Almora is one of the most beautiful places in Kumaon region in Uttaranchal. Almora is very virgin hill-station and is full of scenic beauty. It appears that Mother Nature has spread and blessed this place with her pure love. Nestled in the lap of nature this region has small houses built on the slopes and splendour of this place are added colourful attire of the natives. Just besides city flows the Koshi (Kaushaki) and Suyal (Salmali) rivers .
This scenic hill district is in the central Kumaon region. It has a cave where Swami Vivekananda is said to have meditated and found enlightenment. Almora was captured by the British from the Gorkhas, who have left their mark on this town.
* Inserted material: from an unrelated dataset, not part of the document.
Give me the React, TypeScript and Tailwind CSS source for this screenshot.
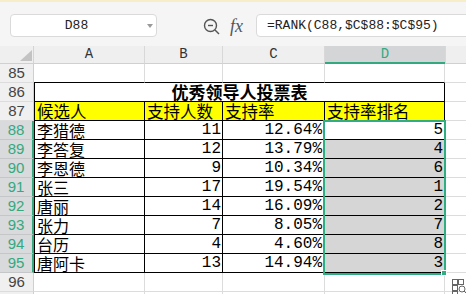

Sikkim, a state lying in the northeastern part of India, is one of the more physically accessible sections of the Himalaya. Within four days from Calcutta in the Indian state of West Bengal, the traveler can be among some of the loftiest mountains in the world. In the olden days, this region was known as Basyul — the hidden land. Sikkim forms part of the Eastern Himalayas which, among other features, is known for the heavy rain it receives compared with the western Himalayas.
Until the 18 th century, the little hill resort of Kalimpong belonged to the Rajas of Sikkim. Located at an altitude of 1,250 metres above sea level, Kalimpong is best known for its Buddhist monasteries, flowers (especially orchids), exotic plants, colourful bazaars, and superb views of the Kanchenjunga . The mountains in the region have several interesting treks and adventure sports enthusiasts can even go river rafting on the Teesta river.